Was Ward bereits ahnte, bewahrheitete sich nach der Komplett-Demontage und der chemischen Entlackung im Tauchbad: Wie bei den meisten BMW, deren Fertigung in dieser Epoche zu Karmann ausgelagert wurde, nagte der Rost über Gebühr am Blechkleid des 2800 CS. "Fast jedes Karosserieteil musste repariert oder ersetzt werden", erzählt der Australier. Nicht nur in seinen Augen ist der E9 eines der schönsten Autos, die BMW je hervorgebracht hat. "Also wollte ich nicht an der Ästhetik rütteln, aber ihm ein neues Leben mit mehr als nur ein paar versteckten Geheimnissen schenken."
E46-Motor und E36-Getriebe
Das zentrale dieser Geheimnisse ist der Motor. John Ward entschied sich für den 3,2 Liter großen Reihensechser aus dem BMW M3 E46, Kennern unter dem Werks-Code "S54B32" bekannt. Die Leistung des Hochdrehzahl-Saugers, der in der deutschen Version 343 PS bereitstellte, gibt der Mann aus Down Under mit 334 PS an. Davon kamen bei einer ersten Prüfstand-Messung immerhin rund 270 PS an den Hinterrädern an. Das hätte Ward grundsätzlich gereicht. Doch der Versuchung, dem Triebwerk per Tuning wieder etwas mehr Power einzuhauchen, konnte er nicht widerstehen.
Die nächste Überraschung wartet beim Getriebe. Die Kraft des Herrn von Trapp verwaltet nämlich nicht die manuelle Sechsgang-Box aus dem E46, sondern das Fünfgang-Schaltgetriebe des Vorgängers E36. "Das ist viel schlanker und passte ohne Modifikationen in den E9-Getriebetunnel", erklärt Ward.
Neue Hilfsrahmen vorne und hinten
Weil er so viel M3-Technik wie möglich verwenden wollte, konstruierte der Tüftler zusammen mit Partnern neue Hilfsrahmen. Klar: Das zudem in vielen Bereichen verstärkte Chassis sollte verwindungssteif genug sein, um mit der Extra-Power umgehen zu können. Der vordere Hilfsrahmen stützt den Motor bestens ab, gibt die modifizierte Ölwanne frei und nimmt die Radaufhängung samt Querlenkern, Achsschenkeln und Gewindefahrwerk aus dem Hause Gound Control auf. Er bietet zudem die perfekte Geometrie für die M3-Servolenkung, und auch für die Bremsen des modernen Sportlers war nun genug Platz.
Den heckseitigen Unterbau spendiert dagegen ein BMW 535i der Baureihe E28. Dessen hinteren Hilfsrahmen inklusive Antriebswellen und Differenzial verheiratete John Ward mit dem Mittelträger des Originalautos.

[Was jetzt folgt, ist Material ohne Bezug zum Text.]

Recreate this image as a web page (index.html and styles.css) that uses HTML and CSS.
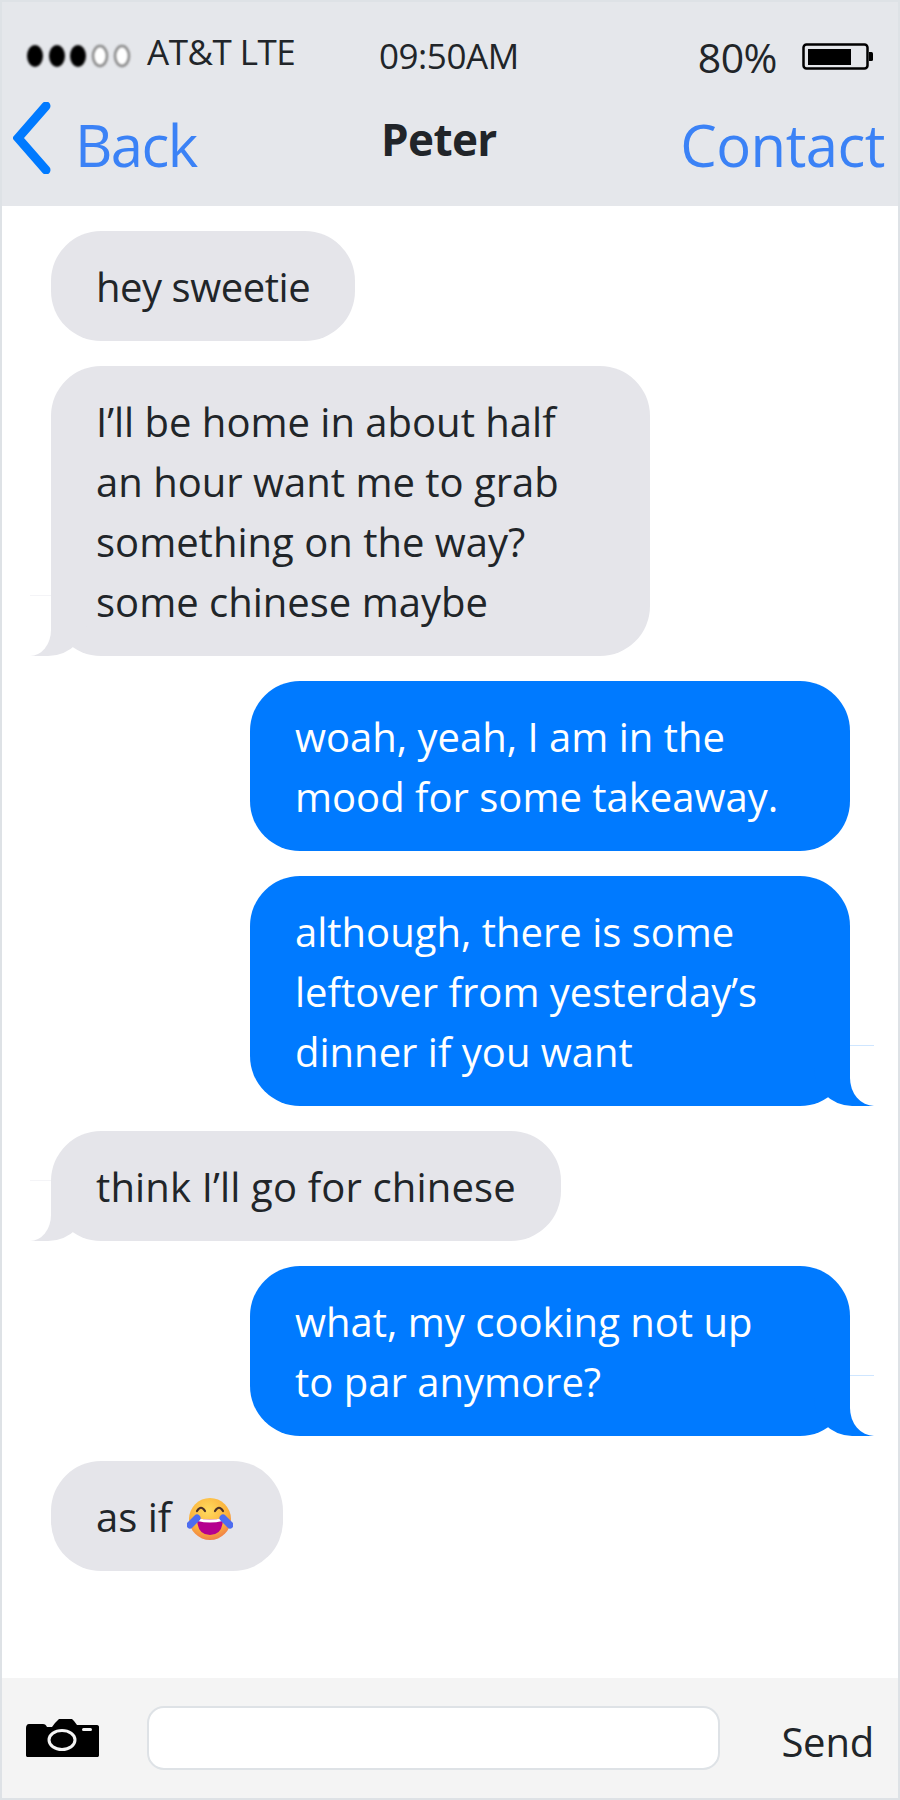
FILE: index.html
```html
<!DOCTYPE html>
<html lang="en">
<head>
<meta charset="utf-8">
<title>Peter</title>
<link rel="stylesheet" href="styles.css">
</head>
<body>
<div class="phone">
  <header class="top">
    <div class="status">
      <div class="carrier">
        <svg class="dots" width="110" height="26" viewBox="0 0 110 26">
          <ellipse cx="8" cy="13" rx="8" ry="11" fill="#000"/>
          <ellipse cx="30" cy="13" rx="8" ry="11" fill="#000"/>
          <ellipse cx="51" cy="13" rx="8" ry="11" fill="#000"/>
          <ellipse cx="73" cy="13" rx="7" ry="10" fill="#fff" stroke="#888" stroke-width="2.500"/>
          <ellipse cx="95" cy="13" rx="7" ry="10" fill="#fff" stroke="#888" stroke-width="2.500"/>
        </svg>
        <span class="carrier-name">AT&amp;T LTE</span>
      </div>
      <div class="clock">09:50AM</div>
      <div class="power">
        <span class="percent">80%</span>
        <svg class="battery" width="71" height="28" viewBox="0 0 71 28">
          <rect x="1.500" y="1.500" width="64" height="24" rx="3" fill="none" stroke="#000" stroke-width="2.500"/>
          <rect x="6" y="6" width="43" height="16" fill="#000"/>
          <path d="M67 9h2.500a1.500 1.500 0 0 1 1.500 1.500v6a1.500 1.500 0 0 1-1.500 1.500H67z" fill="#000"/>
        </svg>
      </div>
    </div>
    <nav class="nav">
      <a class="back">
        <svg class="chevron" width="38" height="72" viewBox="0 0 38 72">
          <path d="M33 4 L5 36 L33 68" fill="none" stroke="#007aff" stroke-width="9" stroke-linecap="round" stroke-linejoin="miter"/>
        </svg>
        <span class="link back-label">Back</span>
      </a>
      <div class="name">Peter</div>
      <a class="link contact">Contact</a>
    </nav>
  </header>
  <main class="thread">
    <div class="msg them snug">hey sweetie</div>
    <div class="msg them wide tail">I’ll be home in about half<br>an hour want me to grab<br>something on the way?<br>some chinese maybe</div>
    <div class="msg me wide">woah, yeah, I am in the<br>mood for some takeaway.</div>
    <div class="msg me wide tail">although, there is some<br>leftover from yesterday’s<br>dinner if you want</div>
    <div class="msg them tail roomy">think I’ll go for chinese</div>
    <div class="msg me wide tail">what, my cooking not up<br>to par anymore?</div>
    <div class="msg them">as if
      <svg class="emoji" width="46" height="44" viewBox="0 0 46 44">
        <defs>
          <radialGradient id="face" cx="0.45" cy="0.3" r="0.8">
            <stop offset="0" stop-color="#ffdb5e"/>
            <stop offset="0.6" stop-color="#fbb03b"/>
            <stop offset="1" stop-color="#ec6a4c"/>
          </radialGradient>
        </defs>
        <circle cx="23" cy="22" r="21" fill="url(#face)"/>
        <path d="M10 21 Q23 24 36 21 Q36 38 23 38 Q10 38 10 21z" fill="#b5008f"/>
        <path d="M10 21 Q23 24 36 21 L35.500 24 Q23 27 10.500 24z" fill="#fff"/>
        <path d="M10 14 Q14 7.500 18 14 M28 14 Q32 7.500 36 14" fill="none" stroke="#4a2f28" stroke-width="2.200" stroke-linecap="round"/>
        <path d="M3 28 L10 21 M43 28 L36 21" stroke="#4d6cf0" stroke-width="7" stroke-linecap="round"/>
      </svg>
    </div>
  </main>
  <footer class="compose">
    <svg class="camera" width="73" height="38" viewBox="0 0 73 38">
      <path d="M3 5h14c2 0 3 1 4 3h5l3-4 2-2 2-2h13l2 2 3 4h20c1.500 0 2 1 2 2v28c0 1.500-.5 2-2 2H2c-1.500 0-2-.5-2-2V9c0-2 1-4 3-4z" fill="#000"/>
      <ellipse cx="36" cy="21" rx="13" ry="9.500" fill="none" stroke="#f4f4f4" stroke-width="3"/>
      <rect x="56" y="9" width="10" height="3" rx="1.500" fill="#f4f4f4"/>
    </svg>
    <div class="field"></div>
    <span class="send">Send</span>
  </footer>
</div>
</body>
</html>
```
FILE: styles.css
```css
* {
  box-sizing: border-box;
}

html,
body {
  margin: 0;
  height: 100%;
}

body {
  font-family: "Open Sans", "Noto Sans", sans-serif;
  color: #212529;
  background: #fff;
}

.phone {
  height: 1800px;
  border: 2px solid #dee2e6;
  display: flex;
  flex-direction: column;
}

.top {
  height: 204px;
  background: #e5e7eb;
  padding: 29px 13px 0 11px;
  flex: none;
}

.status {
  display: flex;
  align-items: flex-start;
  height: 50px;
}

.carrier {
  width: 366px;
  display: flex;
  align-items: flex-start;
  padding-left: 14px;
}

.dots {
  margin-top: 12px;
  filter: blur(0.8px);
  flex: none;
}

.carrier-name {
  font-size: 35px;
  line-height: 42px;
  margin-left: 10px;
  letter-spacing: -0.5px;
}

.clock {
  font-size: 35px;
  line-height: 44px;
  padding-top: 3px;
  letter-spacing: -0.45px;
}

.power {
  display: flex;
  align-items: flex-start;
  margin-left: auto;
  padding-right: 12px;
  gap: 25px;
}

.percent {
  font-size: 41px;
  line-height: 52px;
  letter-spacing: -0.5px;
}

.battery {
  margin-top: 12px;
  flex: none;
}

.nav {
  display: flex;
  align-items: flex-start;
  margin-top: 18px;
}

.back {
  display: flex;
  align-items: flex-start;
  width: 368px;
}

.chevron {
  flex: none;
  margin-top: 3px;
}

.link {
  font-size: 58px;
  line-height: 78px;
  color: #3b82f6;
  letter-spacing: -0.5px;
  margin-top: 7px;
}

.back-label {
  margin-left: 24px;
  letter-spacing: -1.6px;
}

.name {
  font-size: 44px;
  line-height: 56px;
  font-weight: 700;
  letter-spacing: -0.6px;
  margin-top: 12px;
}

.contact {
  margin-left: auto;
}

.thread {
  flex: 1;
  background: #fff;
  padding: 25px 48px 25px 49px;
  display: flex;
  flex-direction: column;
  gap: 25px;
}

.msg {
  position: relative;
  width: fit-content;
  padding: 26px 45px 24px;
  border-radius: 50px;
  font-size: 40px;
  line-height: 60px;
  letter-spacing: 0;
  white-space: nowrap;
}

.snug {
  letter-spacing: -0.45px;
}

.roomy {
  letter-spacing: 0.15px;
}

.wide {
  width: 599px;
}

.them {
  background: #e5e5ea;
  align-self: flex-start;
}

.me {
  background: #007aff;
  color: #fff;
  align-self: flex-end;
}

.me.wide {
  width: 600px;
}

.tail::before,
.tail::after {
  content: "";
  position: absolute;
  bottom: 0;
  height: 60px;
}

.them.tail::before {
  left: -21px;
  width: 58px;
  background: #e5e5ea;
  border-bottom-right-radius: 40px;
}

.them.tail::after {
  left: -21px;
  width: 21px;
  background: #fff;
  border-top: 1px solid #f4f4f7;
  border-bottom-right-radius: 21px 26px;
}

.me.tail::before {
  right: -24px;
  width: 60px;
  background: #007aff;
  border-bottom-left-radius: 38px;
}

.me.tail::after {
  right: -24px;
  width: 24px;
  background: #fff;
  border-top: 1px solid #cfe6ff;
  border-bottom-left-radius: 24px 28px;
}

.emoji {
  vertical-align: -9px;
  margin-left: 5px;
  margin-right: 5px;
}

.compose {
  height: 120px;
  background: #f4f4f4;
  flex: none;
  display: flex;
  align-items: flex-start;
  padding: 28px 24px 0 24px;
}

.camera {
  flex: none;
  margin-top: 13px;
}

.field {
  width: 573px;
  height: 64px;
  margin-left: 48px;
  background: #fff;
  border: 2px solid #dee2e6;
  border-radius: 17px;
  flex: none;
}

.send {
  font-size: 40px;
  line-height: 52px;
  margin-left: auto;
  margin-top: 10px;
  letter-spacing: -0.2px;
}
```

Eine besondere Herausforderung bestand darin, die wesentlich größeren und ebenfalls per Ground-Control-Gewindefahrwerk aufgerüsteten E28-Federbeine zu integrieren. Eine neue Kupplung, die auf 3.15 geänderte Achsübersetzung und der Umbau auf eine M5-Feststellbremse rundeten die Umbauarbeiten in diesem Bereich ab.
Das heißt natürlich nicht, dass das Projekt damit abgeschlossen war. Sein Improvisationstalent bewies John Ward beim Bremskraftverstärker, indem er den Hauptbremszylinder des E9 beibehielt und ihn um einen extra in Großbritannien besorgten Kumpanen ergänzte. Bei der Elektrik ging er in die Vollen: Anstelle des verwelkten originalen Kabelbaums installierte der Australier ein CAN-Bus-System, das sogar die Integration von Smartphones ermöglicht.
Der zweite Spitzname lautet "Money Trap"
Das Design des Herrn "von Trapp" hielt Ward sowohl innen und außen nah am Vorbild. Denn wir erinnern uns: Eines der schönsten Autos, die BMW je hervorgebracht hat und an dessen Ästhetik nicht gerüttelt werden sollte. Bei den Rädern entschied er sich beispielsweise für eigens angefertigte, dreiteilige 17-Zöller im Alpina-Design. Als Sitzbezüge erhielt italienisches Leder in "Rolls-Royce-Rot" den Zuschlag, "weil es perfekt zu den Holzverkleidungen aus französischem Walnussholz passt". Das sehen wir ganz ähnlich, Mr. Ward.